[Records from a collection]

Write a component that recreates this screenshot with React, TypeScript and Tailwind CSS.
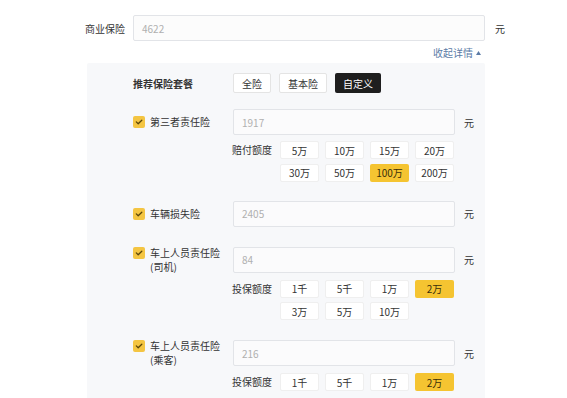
import React, { useState } from 'react';

const FONT = { fontFamily: '"Noto Sans CJK SC", "Noto Sans", sans-serif' };

interface Coverage {
  id: string;
  name: string;
  sub?: string;
  value: string;
  amountLabel?: string;
  options?: string[];
  selected?: string;
}

const COVERAGES: Coverage[] = [
  {
    id: 'third',
    name: '第三者责任险',
    value: '1917',
    amountLabel: '赔付额度',
    options: ['5万', '10万', '15万', '20万', '30万', '50万', '100万', '200万'],
    selected: '100万',
  },
  { id: 'damage', name: '车辆损失险', value: '2405' },
  {
    id: 'driver',
    name: '车上人员责任险',
    sub: '(司机)',
    value: '84',
    amountLabel: '投保额度',
    options: ['1千', '5千', '1万', '2万', '3万', '5万', '10万'],
    selected: '2万',
  },
  {
    id: 'passenger',
    name: '车上人员责任险',
    sub: '(乘客)',
    value: '216',
    amountLabel: '投保额度',
    options: ['1千', '5千', '1万', '2万'],
    selected: '2万',
  },
];

function CheckBox() {
  return (
    <span className="mt-[1px] flex h-[12px] w-[12px] shrink-0 items-center justify-center rounded-[2px] bg-[#f4c542]">
      <svg width="8" height="8" viewBox="0 0 8 8" fill="none">
        <path d="M1.3 3.9 L3.2 5.8 L6.8 2.2" stroke="#5b4608" strokeWidth="1.3" strokeLinecap="round" strokeLinejoin="round" />
      </svg>
    </span>
  );
}

function CoverageRow({ item }: { item: Coverage }) {
  const [selected, setSelected] = useState(item.selected);
  return (
    <div>
      <div className="flex items-center">
        <div className="flex w-[100px] items-start gap-[5px]">
          <CheckBox />
          <div className="text-[10px] leading-[14px] text-[#333]">
            <div>{item.name}</div>
            {item.sub && <div>{item.sub}</div>}
          </div>
        </div>
        <div className="flex h-[26px] w-[222px] items-center rounded-[2px] border border-[#e2e4e8] bg-[#fbfbfc] px-[8px] text-[10px] text-[#b0b0b0]">
          {item.value}
        </div>
        <span className="ml-[9px] text-[10px] text-[#333]">元</span>
      </div>
      {item.options && (
        <div className="ml-[99px] mt-[6px] flex items-start">
          <span className="w-[48px] pt-[2px] text-[10px] leading-[14px] text-[#333]">{item.amountLabel}</span>
          <div className="grid grid-cols-[repeat(4,39px)] gap-x-[6px] gap-y-[4.5px]">
            {item.options.map(opt => (
              <button
                key={opt}
                onClick={() => setSelected(opt)}
                className={`flex h-[18px] items-center justify-center rounded-[2px] text-[10px] ${
                  selected === opt
                    ? 'bg-[#f5c431] text-[#3a2f0a]'
                    : 'border border-[#efefef] bg-white text-[#333]'
                }`}
              >
                {opt}
              </button>
            ))}
          </div>
        </div>
      )}
    </div>
  );
}

export default function App() {
  const [plan, setPlan] = useState('自定义');
  return (
    <div className="h-[398px] w-[567px] overflow-hidden bg-white" style={FONT}>
      <div className="pl-[85px] pt-[15px]">
        {/* 商业保险 */}
        <div className="flex items-center">
          <span className="w-[48px] text-[10px] text-[#333]">商业保险</span>
          <div className="flex h-[26px] w-[352px] items-center rounded-[2px] border border-[#e2e4e8] bg-[#fcfcfc] px-[8px] text-[10px] text-[#b0b0b0]">
            4622
          </div>
          <span className="ml-[10px] text-[10px] text-[#333]">元</span>
        </div>
        <div className="flex w-[398px] items-center justify-end gap-[3px] pt-[5px] text-[10px] leading-[14px] text-[#5b7ba6]">
          <span>收起详情</span>
          <svg width="5" height="4" viewBox="0 0 5 4" className="mr-[2px]">
            <path d="M2.5 0 L5 4 L0 4 Z" fill="#5b7ba6" />
          </svg>
        </div>

        {/* 详情面板 */}
        <div className="ml-[2px] mt-[3px] h-[400px] w-[398px] rounded-t-[2px] bg-[#f7f8fa] pl-[46px] pt-[10px]">
          <div className="flex items-center">
            <span className="w-[100px] text-[10px] font-bold text-[#333]">推荐保险套餐</span>
            <div className="flex gap-[8px]">
              {['全险', '基本险', '自定义'].map(p => (
                <button
                  key={p}
                  onClick={() => setPlan(p)}
                  className={`flex h-[20px] items-center rounded-[2px] px-[8px] text-[10px] ${
                    plan === p ? 'bg-[#1e1e1e] text-white' : 'border border-[#e4e4e4] bg-white text-[#333]'
                  }`}
                >
                  {p}
                </button>
              ))}
            </div>
          </div>

          <div className="mt-[16px] flex flex-col gap-[19px]">
            {COVERAGES.map(c => (
              <CoverageRow key={c.id} item={c} />
            ))}
          </div>
        </div>
      </div>
    </div>
  );
}
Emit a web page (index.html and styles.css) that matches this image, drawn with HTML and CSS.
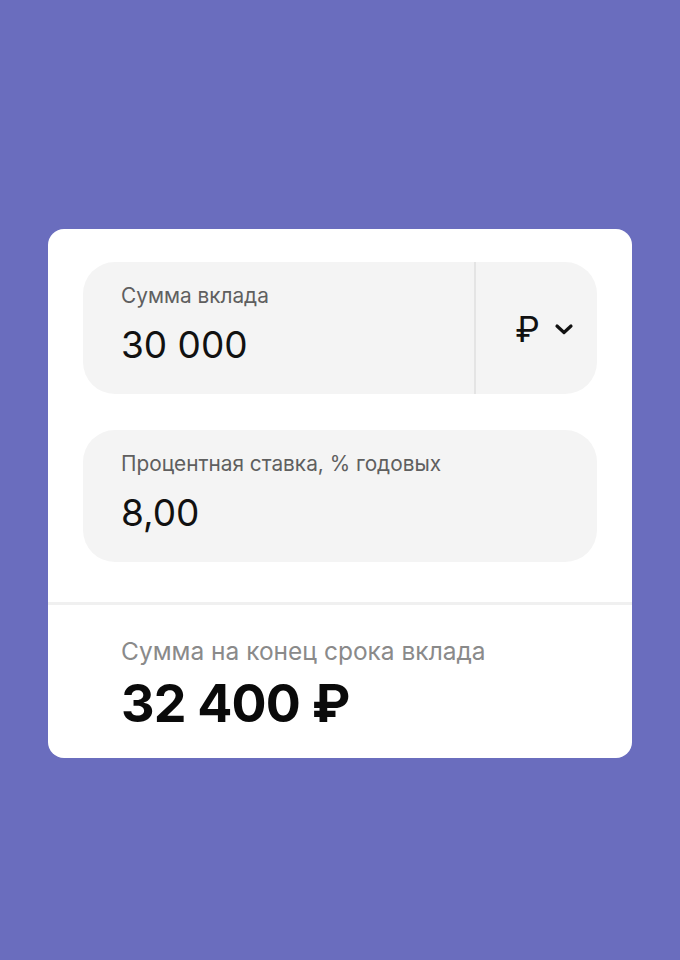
FILE: index.html
```html
<!DOCTYPE html>
<html lang="ru">
<head>
<meta charset="utf-8">
<link rel="stylesheet" href="styles.css">
</head>
<body>
<div class="page">
  <div class="card">
    <div class="inputs">
      <div class="field">
        <div class="field-main">
          <div class="label">Сумма вклада</div>
          <div class="value">30 000</div>
        </div>
        <div class="currency">
          <span class="rub">₽</span>
          <svg class="chev" width="20" height="12" viewBox="0 0 20 12"><path d="M3 3l7 6.5 7-6.5" fill="none" stroke="#111" stroke-width="3.2" stroke-linecap="round" stroke-linejoin="round"/></svg>
        </div>
      </div>
      <div class="field">
        <div class="field-main">
          <div class="label">Процентная ставка, % годовых</div>
          <div class="value">8,00</div>
        </div>
      </div>
    </div>
    <div class="result">
      <div class="result-label">Сумма на конец срока вклада</div>
      <div class="result-value">32 400 ₽</div>
    </div>
  </div>
</div>
</body>
</html>
```

FILE: styles.css
```css
html, body {
  margin: 0;
  padding: 0;
}
body {
  background: #6a6dbe;
  font-family: Inter, "Noto Sans", sans-serif;
  color: #111;
}
.page {
  width: 680px;
  height: 960px;
  padding-top: 229px;
  box-sizing: border-box;
  display: flex;
  flex-direction: column;
  align-items: center;
}
.card {
  width: 584px;
  background: #fff;
  border-radius: 16px;
  overflow: hidden;
}
.inputs {
  padding: 33px 35px 40px;
  display: flex;
  flex-direction: column;
  gap: 36px;
}
.field {
  height: 132px;
  background: #f4f4f4;
  border-radius: 32px;
  display: flex;
}
.field-main {
  flex: 1;
  padding: 22px 38px 0;
}
.label {
  font-size: 20.8px;
  line-height: 24px;
  color: #5f5f5f;
}
.value {
  margin-top: 15px;
  font-size: 37px;
  line-height: 44px;
  color: #111;
}
.currency {
  width: 123px;
  box-sizing: border-box;
  border-left: 2px solid #e4e4e4;
  display: flex;
  align-items: center;
  justify-content: center;
  gap: 14px;
  padding: 2px 0 0 16px;
}
.rub {
  font-size: 35px;
  font-weight: 400;
  line-height: 1;
  color: #111;
}
.chev {
  display: block;
}
.result {
  border-top: 3px solid #f0f0f0;
  padding: 31px 73px 25px;
}
.result-label {
  font-size: 24.5px;
  line-height: 30px;
  color: #8a8a8a;
}
.result-value {
  margin-top: 9px;
  font-size: 52px;
  line-height: 58px;
  font-weight: 700;
  color: #0a0a0a;
  letter-spacing: -0.8px;
}
```
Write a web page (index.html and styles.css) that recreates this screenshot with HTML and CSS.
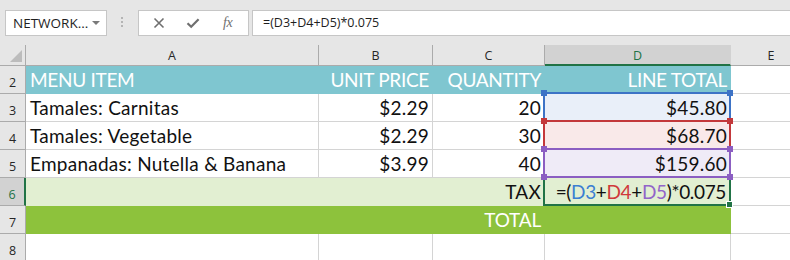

* EXERCISE DESCRIPTION:
All entries must be written out again exactly as given, with no pictures in the copy.

* COMPLETED TASK:
Write a component that recreates this screenshot with React, TypeScript and Tailwind CSS.
import React, { useState } from 'react';

const FONT = { fontFamily: '"Noto Sans CJK SC", "Noto Sans", sans-serif' };

interface Coverage {
  id: string;
  name: string;
  sub?: string;
  value: string;
  amountLabel?: string;
  options?: string[];
  selected?: string;
}

const COVERAGES: Coverage[] = [
  {
    id: 'third',
    name: '第三者责任险',
    value: '1917',
    amountLabel: '赔付额度',
    options: ['5万', '10万', '15万', '20万', '30万', '50万', '100万', '200万'],
    selected: '100万',
  },
  { id: 'damage', name: '车辆损失险', value: '2405' },
  {
    id: 'driver',
    name: '车上人员责任险',
    sub: '(司机)',
    value: '84',
    amountLabel: '投保额度',
    options: ['1千', '5千', '1万', '2万', '3万', '5万', '10万'],
    selected: '2万',
  },
  {
    id: 'passenger',
    name: '车上人员责任险',
    sub: '(乘客)',
    value: '216',
    amountLabel: '投保额度',
    options: ['1千', '5千', '1万', '2万'],
    selected: '2万',
  },
];

function CheckBox() {
  return (
    <span className="mt-[1px] flex h-[12px] w-[12px] shrink-0 items-center justify-center rounded-[2px] bg-[#f4c542]">
      <svg width="8" height="8" viewBox="0 0 8 8" fill="none">
        <path d="M1.3 3.9 L3.2 5.8 L6.8 2.2" stroke="#5b4608" strokeWidth="1.3" strokeLinecap="round" strokeLinejoin="round" />
      </svg>
    </span>
  );
}

function CoverageRow({ item }: { item: Coverage }) {
  const [selected, setSelected] = useState(item.selected);
  return (
    <div>
      <div className="flex items-center">
        <div className="flex w-[100px] items-start gap-[5px]">
          <CheckBox />
          <div className="text-[10px] leading-[14px] text-[#333]">
            <div>{item.name}</div>
            {item.sub && <div>{item.sub}</div>}
          </div>
        </div>
        <div className="flex h-[26px] w-[222px] items-center rounded-[2px] border border-[#e2e4e8] bg-[#fbfbfc] px-[8px] text-[10px] text-[#b0b0b0]">
          {item.value}
        </div>
        <span className="ml-[9px] text-[10px] text-[#333]">元</span>
      </div>
      {item.options && (
        <div className="ml-[99px] mt-[6px] flex items-start">
          <span className="w-[48px] pt-[2px] text-[10px] leading-[14px] text-[#333]">{item.amountLabel}</span>
          <div className="grid grid-cols-[repeat(4,39px)] gap-x-[6px] gap-y-[4.5px]">
            {item.options.map(opt => (
              <button
                key={opt}
                onClick={() => setSelected(opt)}
                className={`flex h-[18px] items-center justify-center rounded-[2px] text-[10px] ${
                  selected === opt
                    ? 'bg-[#f5c431] text-[#3a2f0a]'
                    : 'border border-[#efefef] bg-white text-[#333]'
                }`}
              >
                {opt}
              </button>
            ))}
          </div>
        </div>
      )}
    </div>
  );
}

export default function App() {
  const [plan, setPlan] = useState('自定义');
  return (
    <div className="h-[398px] w-[567px] overflow-hidden bg-white" style={FONT}>
      <div className="pl-[85px] pt-[15px]">
        {/* 商业保险 */}
        <div className="flex items-center">
          <span className="w-[48px] text-[10px] text-[#333]">商业保险</span>
          <div className="flex h-[26px] w-[352px] items-center rounded-[2px] border border-[#e2e4e8] bg-[#fcfcfc] px-[8px] text-[10px] text-[#b0b0b0]">
            4622
          </div>
          <span className="ml-[10px] text-[10px] text-[#333]">元</span>
        </div>
        <div className="flex w-[398px] items-center justify-end gap-[3px] pt-[5px] text-[10px] leading-[14px] text-[#5b7ba6]">
          <span>收起详情</span>
          <svg width="5" height="4" viewBox="0 0 5 4" className="mr-[2px]">
            <path d="M2.5 0 L5 4 L0 4 Z" fill="#5b7ba6" />
          </svg>
        </div>

        {/* 详情面板 */}
        <div className="ml-[2px] mt-[3px] h-[400px] w-[398px] rounded-t-[2px] bg-[#f7f8fa] pl-[46px] pt-[10px]">
          <div className="flex items-center">
            <span className="w-[100px] text-[10px] font-bold text-[#333]">推荐保险套餐</span>
            <div className="flex gap-[8px]">
              {['全险', '基本险', '自定义'].map(p => (
                <button
                  key={p}
                  onClick={() => setPlan(p)}
                  className={`flex h-[20px] items-center rounded-[2px] px-[8px] text-[10px] ${
                    plan === p ? 'bg-[#1e1e1e] text-white' : 'border border-[#e4e4e4] bg-white text-[#333]'
                  }`}
                >
                  {p}
                </button>
              ))}
            </div>
          </div>

          <div className="mt-[16px] flex flex-col gap-[19px]">
            {COVERAGES.map(c => (
              <CoverageRow key={c.id} item={c} />
            ))}
          </div>
        </div>
      </div>
    </div>
  );
}
Emit a web page (index.html and styles.css) that matches this image, drawn with HTML and CSS.
FILE: index.html
```html
<!DOCTYPE html>
<html lang="ru">
<head>
<meta charset="utf-8">
<link rel="stylesheet" href="styles.css">
</head>
<body>
<div class="page">
  <div class="card">
    <div class="inputs">
      <div class="field">
        <div class="field-main">
          <div class="label">Сумма вклада</div>
          <div class="value">30 000</div>
        </div>
        <div class="currency">
          <span class="rub">₽</span>
          <svg class="chev" width="20" height="12" viewBox="0 0 20 12"><path d="M3 3l7 6.5 7-6.5" fill="none" stroke="#111" stroke-width="3.2" stroke-linecap="round" stroke-linejoin="round"/></svg>
        </div>
      </div>
      <div class="field">
        <div class="field-main">
          <div class="label">Процентная ставка, % годовых</div>
          <div class="value">8,00</div>
        </div>
      </div>
    </div>
    <div class="result">
      <div class="result-label">Сумма на конец срока вклада</div>
      <div class="result-value">32 400 ₽</div>
    </div>
  </div>
</div>
</body>
</html>
```

FILE: styles.css
```css
html, body {
  margin: 0;
  padding: 0;
}
body {
  background: #6a6dbe;
  font-family: Inter, "Noto Sans", sans-serif;
  color: #111;
}
.page {
  width: 680px;
  height: 960px;
  padding-top: 229px;
  box-sizing: border-box;
  display: flex;
  flex-direction: column;
  align-items: center;
}
.card {
  width: 584px;
  background: #fff;
  border-radius: 16px;
  overflow: hidden;
}
.inputs {
  padding: 33px 35px 40px;
  display: flex;
  flex-direction: column;
  gap: 36px;
}
.field {
  height: 132px;
  background: #f4f4f4;
  border-radius: 32px;
  display: flex;
}
.field-main {
  flex: 1;
  padding: 22px 38px 0;
}
.label {
  font-size: 20.8px;
  line-height: 24px;
  color: #5f5f5f;
}
.value {
  margin-top: 15px;
  font-size: 37px;
  line-height: 44px;
  color: #111;
}
.currency {
  width: 123px;
  box-sizing: border-box;
  border-left: 2px solid #e4e4e4;
  display: flex;
  align-items: center;
  justify-content: center;
  gap: 14px;
  padding: 2px 0 0 16px;
}
.rub {
  font-size: 35px;
  font-weight: 400;
  line-height: 1;
  color: #111;
}
.chev {
  display: block;
}
.result {
  border-top: 3px solid #f0f0f0;
  padding: 31px 73px 25px;
}
.result-label {
  font-size: 24.5px;
  line-height: 30px;
  color: #8a8a8a;
}
.result-value {
  margin-top: 9px;
  font-size: 52px;
  line-height: 58px;
  font-weight: 700;
  color: #0a0a0a;
  letter-spacing: -0.8px;
}
```
Write a web page (index.html and styles.css) that recreates this screenshot with HTML and CSS.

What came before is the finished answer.